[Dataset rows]
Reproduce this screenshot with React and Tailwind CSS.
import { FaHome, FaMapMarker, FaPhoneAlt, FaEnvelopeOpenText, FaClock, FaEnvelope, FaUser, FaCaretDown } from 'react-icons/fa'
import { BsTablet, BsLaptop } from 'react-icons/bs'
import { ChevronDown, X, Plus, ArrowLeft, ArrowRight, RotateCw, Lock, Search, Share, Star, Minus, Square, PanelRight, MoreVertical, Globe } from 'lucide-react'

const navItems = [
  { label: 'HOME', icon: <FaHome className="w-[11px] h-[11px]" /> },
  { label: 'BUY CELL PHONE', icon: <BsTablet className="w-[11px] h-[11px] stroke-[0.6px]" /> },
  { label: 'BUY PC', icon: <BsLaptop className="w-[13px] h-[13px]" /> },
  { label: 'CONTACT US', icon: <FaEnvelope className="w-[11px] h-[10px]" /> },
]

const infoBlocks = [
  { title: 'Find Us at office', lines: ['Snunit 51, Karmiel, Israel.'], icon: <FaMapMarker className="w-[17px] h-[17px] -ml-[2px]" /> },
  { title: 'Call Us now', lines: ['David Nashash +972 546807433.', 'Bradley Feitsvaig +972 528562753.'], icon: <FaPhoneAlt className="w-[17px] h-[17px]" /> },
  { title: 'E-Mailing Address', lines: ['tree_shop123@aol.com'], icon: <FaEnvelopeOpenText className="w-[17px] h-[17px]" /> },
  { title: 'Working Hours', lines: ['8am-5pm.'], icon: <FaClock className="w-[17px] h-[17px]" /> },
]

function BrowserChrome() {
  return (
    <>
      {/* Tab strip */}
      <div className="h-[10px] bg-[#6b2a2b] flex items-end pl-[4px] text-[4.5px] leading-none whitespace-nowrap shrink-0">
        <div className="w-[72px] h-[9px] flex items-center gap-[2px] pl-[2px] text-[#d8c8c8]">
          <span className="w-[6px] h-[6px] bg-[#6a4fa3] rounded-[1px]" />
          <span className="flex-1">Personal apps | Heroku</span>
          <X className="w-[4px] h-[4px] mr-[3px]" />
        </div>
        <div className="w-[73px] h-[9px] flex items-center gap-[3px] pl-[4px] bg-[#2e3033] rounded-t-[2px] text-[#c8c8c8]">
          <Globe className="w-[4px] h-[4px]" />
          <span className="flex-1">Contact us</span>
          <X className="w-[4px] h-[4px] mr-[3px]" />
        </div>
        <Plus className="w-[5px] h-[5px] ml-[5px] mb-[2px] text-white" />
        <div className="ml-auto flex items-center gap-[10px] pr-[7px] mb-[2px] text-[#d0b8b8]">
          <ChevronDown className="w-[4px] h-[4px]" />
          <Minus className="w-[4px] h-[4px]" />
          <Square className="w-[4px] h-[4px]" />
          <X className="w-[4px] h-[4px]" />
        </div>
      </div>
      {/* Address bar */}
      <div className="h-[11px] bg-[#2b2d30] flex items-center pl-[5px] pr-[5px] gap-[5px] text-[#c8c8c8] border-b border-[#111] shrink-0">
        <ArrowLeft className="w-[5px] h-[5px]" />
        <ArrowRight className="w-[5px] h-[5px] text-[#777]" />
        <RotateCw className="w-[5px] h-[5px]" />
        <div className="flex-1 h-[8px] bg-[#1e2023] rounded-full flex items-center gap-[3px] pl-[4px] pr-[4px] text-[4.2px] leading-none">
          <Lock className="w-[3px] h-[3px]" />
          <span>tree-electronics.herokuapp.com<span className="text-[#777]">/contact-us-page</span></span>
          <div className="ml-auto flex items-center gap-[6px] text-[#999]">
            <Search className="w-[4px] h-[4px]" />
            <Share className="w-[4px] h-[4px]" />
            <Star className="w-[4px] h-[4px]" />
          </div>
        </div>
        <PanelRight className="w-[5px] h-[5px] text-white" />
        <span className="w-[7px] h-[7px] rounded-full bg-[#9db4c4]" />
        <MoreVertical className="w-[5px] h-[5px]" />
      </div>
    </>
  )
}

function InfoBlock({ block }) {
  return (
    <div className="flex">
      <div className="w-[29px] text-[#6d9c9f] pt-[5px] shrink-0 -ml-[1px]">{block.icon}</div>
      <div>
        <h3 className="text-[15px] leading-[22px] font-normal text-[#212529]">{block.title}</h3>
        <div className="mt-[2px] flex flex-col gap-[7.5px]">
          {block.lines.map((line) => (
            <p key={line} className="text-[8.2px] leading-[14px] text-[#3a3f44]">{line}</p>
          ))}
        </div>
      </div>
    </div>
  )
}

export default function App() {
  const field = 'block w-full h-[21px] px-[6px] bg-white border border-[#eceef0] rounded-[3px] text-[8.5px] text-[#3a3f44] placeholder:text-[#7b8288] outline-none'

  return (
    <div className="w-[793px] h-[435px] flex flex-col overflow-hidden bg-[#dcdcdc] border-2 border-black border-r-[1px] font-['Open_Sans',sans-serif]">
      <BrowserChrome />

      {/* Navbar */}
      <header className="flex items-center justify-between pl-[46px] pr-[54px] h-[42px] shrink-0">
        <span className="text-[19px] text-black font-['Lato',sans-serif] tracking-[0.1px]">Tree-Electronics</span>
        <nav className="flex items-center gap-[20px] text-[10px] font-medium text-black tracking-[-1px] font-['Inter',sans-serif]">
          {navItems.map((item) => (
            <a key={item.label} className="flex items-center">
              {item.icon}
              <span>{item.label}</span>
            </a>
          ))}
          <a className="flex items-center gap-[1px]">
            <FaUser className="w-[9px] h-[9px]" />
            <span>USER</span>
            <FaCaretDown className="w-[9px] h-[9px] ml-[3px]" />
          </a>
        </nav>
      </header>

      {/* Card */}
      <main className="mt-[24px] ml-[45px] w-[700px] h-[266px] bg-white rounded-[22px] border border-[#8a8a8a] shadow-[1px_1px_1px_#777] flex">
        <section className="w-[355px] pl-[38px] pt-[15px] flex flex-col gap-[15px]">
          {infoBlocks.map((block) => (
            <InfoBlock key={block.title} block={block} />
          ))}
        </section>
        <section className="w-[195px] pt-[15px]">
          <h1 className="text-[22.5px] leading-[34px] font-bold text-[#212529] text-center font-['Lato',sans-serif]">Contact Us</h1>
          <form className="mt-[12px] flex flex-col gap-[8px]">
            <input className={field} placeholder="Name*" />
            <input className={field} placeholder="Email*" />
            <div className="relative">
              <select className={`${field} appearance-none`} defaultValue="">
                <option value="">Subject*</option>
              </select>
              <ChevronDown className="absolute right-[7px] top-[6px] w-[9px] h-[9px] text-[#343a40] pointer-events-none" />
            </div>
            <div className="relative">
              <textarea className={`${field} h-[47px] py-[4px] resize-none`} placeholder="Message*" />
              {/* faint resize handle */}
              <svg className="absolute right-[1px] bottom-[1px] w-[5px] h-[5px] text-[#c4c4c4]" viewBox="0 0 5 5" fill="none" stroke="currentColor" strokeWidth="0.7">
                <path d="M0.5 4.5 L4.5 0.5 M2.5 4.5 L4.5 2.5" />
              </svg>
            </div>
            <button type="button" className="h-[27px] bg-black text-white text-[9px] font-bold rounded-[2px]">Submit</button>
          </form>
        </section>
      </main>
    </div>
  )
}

--

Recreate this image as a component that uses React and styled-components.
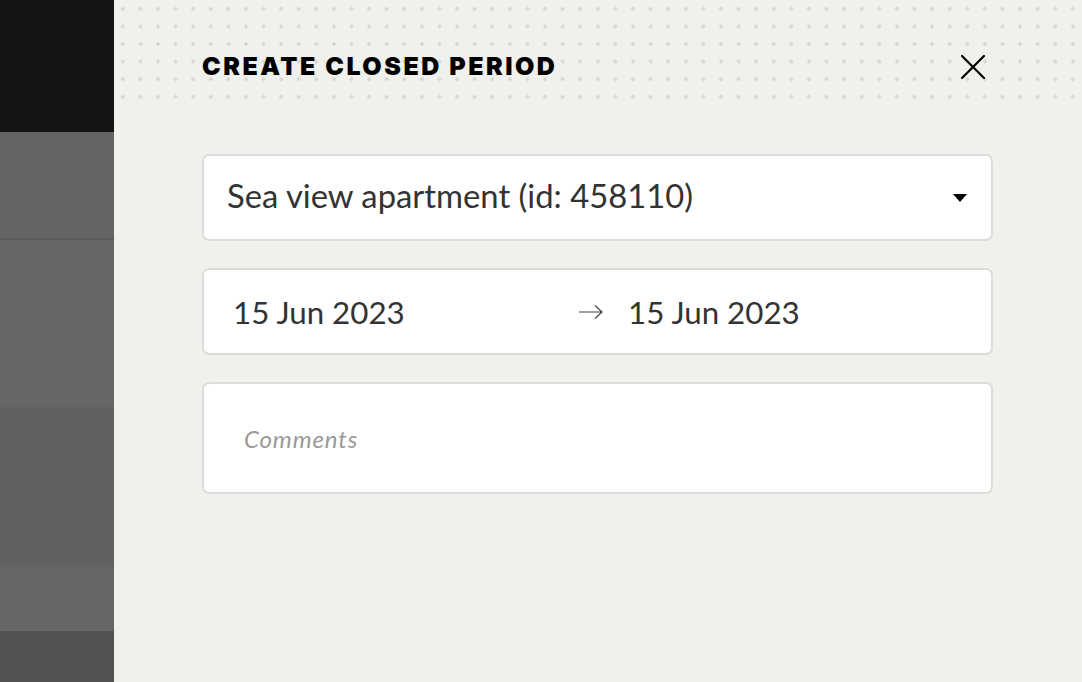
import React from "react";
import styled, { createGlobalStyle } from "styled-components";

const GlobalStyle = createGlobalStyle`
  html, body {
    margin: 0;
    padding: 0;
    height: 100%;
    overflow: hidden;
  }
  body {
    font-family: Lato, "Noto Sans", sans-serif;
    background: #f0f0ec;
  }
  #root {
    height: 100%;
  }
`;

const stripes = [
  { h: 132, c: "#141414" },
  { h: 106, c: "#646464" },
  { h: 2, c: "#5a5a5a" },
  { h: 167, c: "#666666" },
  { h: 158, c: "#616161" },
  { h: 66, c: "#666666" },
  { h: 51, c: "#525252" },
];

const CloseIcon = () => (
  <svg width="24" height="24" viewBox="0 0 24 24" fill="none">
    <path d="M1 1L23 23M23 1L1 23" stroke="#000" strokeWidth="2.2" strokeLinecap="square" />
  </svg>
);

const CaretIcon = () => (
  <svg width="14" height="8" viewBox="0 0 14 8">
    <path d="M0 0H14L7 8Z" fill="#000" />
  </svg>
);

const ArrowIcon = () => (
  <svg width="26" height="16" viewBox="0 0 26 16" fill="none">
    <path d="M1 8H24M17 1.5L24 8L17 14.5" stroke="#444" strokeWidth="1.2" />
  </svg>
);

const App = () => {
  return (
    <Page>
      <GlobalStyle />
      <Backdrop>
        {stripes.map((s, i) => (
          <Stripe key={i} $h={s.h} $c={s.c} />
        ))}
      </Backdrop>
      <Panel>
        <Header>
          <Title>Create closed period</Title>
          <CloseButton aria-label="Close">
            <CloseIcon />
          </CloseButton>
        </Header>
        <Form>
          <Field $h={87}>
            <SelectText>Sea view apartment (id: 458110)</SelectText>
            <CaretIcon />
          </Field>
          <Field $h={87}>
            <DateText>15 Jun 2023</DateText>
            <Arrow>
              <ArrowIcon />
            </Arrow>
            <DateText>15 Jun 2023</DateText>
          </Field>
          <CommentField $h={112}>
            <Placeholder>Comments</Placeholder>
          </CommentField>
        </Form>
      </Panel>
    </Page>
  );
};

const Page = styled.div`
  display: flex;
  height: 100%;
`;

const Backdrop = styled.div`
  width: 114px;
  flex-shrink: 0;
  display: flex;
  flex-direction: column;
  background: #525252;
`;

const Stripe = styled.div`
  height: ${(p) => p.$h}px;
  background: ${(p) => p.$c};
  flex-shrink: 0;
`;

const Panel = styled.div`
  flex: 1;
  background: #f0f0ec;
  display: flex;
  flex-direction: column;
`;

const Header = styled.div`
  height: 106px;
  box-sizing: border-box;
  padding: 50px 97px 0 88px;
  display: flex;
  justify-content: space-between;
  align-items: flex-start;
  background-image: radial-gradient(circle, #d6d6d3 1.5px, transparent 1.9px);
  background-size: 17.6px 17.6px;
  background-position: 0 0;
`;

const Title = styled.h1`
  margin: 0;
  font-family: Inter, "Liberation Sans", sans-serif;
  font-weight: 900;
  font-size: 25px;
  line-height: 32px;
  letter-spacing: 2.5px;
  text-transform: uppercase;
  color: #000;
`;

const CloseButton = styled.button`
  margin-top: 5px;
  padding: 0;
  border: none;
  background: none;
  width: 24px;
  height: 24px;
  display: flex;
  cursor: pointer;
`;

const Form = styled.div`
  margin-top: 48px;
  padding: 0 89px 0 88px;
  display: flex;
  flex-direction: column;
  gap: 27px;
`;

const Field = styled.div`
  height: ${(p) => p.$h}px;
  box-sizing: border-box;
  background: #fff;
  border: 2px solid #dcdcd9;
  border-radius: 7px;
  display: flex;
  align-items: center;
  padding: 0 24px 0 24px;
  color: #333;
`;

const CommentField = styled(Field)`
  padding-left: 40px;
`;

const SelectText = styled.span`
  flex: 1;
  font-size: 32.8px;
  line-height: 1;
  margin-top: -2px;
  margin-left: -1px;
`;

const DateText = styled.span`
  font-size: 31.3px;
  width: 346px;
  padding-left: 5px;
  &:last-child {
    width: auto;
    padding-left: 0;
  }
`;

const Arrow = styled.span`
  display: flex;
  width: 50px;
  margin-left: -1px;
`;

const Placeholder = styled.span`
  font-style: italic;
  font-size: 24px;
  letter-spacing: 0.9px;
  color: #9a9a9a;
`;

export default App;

...

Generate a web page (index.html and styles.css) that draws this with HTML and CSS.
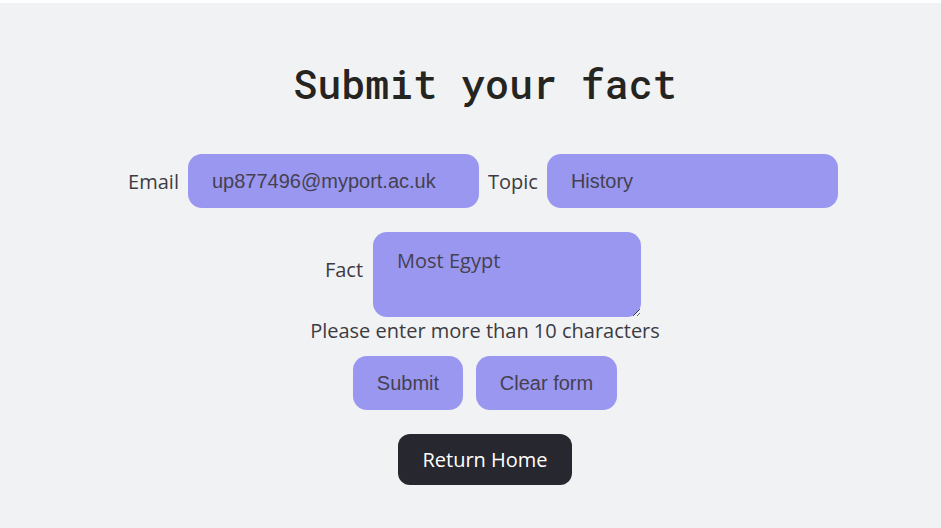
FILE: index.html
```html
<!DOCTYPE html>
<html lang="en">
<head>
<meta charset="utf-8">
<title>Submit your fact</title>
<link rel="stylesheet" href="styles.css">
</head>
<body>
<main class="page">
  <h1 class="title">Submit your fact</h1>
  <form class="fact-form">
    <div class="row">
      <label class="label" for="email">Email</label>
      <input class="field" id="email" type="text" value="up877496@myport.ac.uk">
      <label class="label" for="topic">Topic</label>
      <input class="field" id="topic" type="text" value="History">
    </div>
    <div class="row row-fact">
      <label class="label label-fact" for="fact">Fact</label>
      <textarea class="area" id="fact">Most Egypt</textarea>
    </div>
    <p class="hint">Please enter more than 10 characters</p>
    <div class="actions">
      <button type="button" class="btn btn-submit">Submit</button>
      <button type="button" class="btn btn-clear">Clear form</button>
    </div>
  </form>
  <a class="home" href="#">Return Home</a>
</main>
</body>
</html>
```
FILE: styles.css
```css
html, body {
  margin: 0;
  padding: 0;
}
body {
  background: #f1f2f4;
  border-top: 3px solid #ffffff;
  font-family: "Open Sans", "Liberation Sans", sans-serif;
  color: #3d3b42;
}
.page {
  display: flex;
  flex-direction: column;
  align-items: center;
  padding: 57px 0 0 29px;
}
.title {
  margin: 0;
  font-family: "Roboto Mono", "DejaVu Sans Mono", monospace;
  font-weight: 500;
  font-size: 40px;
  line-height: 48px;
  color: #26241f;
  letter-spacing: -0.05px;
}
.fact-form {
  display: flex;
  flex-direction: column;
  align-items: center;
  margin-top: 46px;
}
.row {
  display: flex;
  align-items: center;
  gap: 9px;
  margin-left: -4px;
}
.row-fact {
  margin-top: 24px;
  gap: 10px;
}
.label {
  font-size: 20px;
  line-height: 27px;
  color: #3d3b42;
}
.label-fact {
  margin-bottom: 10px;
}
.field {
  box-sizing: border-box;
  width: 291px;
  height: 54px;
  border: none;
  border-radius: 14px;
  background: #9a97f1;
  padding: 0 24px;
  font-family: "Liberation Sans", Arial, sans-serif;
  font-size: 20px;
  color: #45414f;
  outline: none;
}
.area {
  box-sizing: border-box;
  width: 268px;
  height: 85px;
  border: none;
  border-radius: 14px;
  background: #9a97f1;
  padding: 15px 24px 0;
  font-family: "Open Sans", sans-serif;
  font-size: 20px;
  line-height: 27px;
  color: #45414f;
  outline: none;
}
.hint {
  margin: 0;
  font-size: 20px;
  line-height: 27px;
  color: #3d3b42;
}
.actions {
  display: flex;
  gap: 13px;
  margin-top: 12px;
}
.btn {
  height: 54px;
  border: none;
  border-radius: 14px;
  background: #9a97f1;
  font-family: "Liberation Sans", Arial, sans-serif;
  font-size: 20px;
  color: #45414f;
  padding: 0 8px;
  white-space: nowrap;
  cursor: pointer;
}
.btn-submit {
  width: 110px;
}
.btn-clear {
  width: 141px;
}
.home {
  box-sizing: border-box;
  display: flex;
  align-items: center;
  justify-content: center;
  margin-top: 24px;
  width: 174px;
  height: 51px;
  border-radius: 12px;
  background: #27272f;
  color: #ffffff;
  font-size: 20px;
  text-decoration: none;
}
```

EXERCISE BRIEF: In the listing above, find the line containing "Reproduce this screenshot" and the line containing "PanelRight, MoreVertical, Globe", then repeat those two lines and everything between them exactly.

WRITTEN SOLUTION:
Reproduce this screenshot with React and Tailwind CSS.
import { FaHome, FaMapMarker, FaPhoneAlt, FaEnvelopeOpenText, FaClock, FaEnvelope, FaUser, FaCaretDown } from 'react-icons/fa'
import { BsTablet, BsLaptop } from 'react-icons/bs'
import { ChevronDown, X, Plus, ArrowLeft, ArrowRight, RotateCw, Lock, Search, Share, Star, Minus, Square, PanelRight, MoreVertical, Globe } from 'lucide-react'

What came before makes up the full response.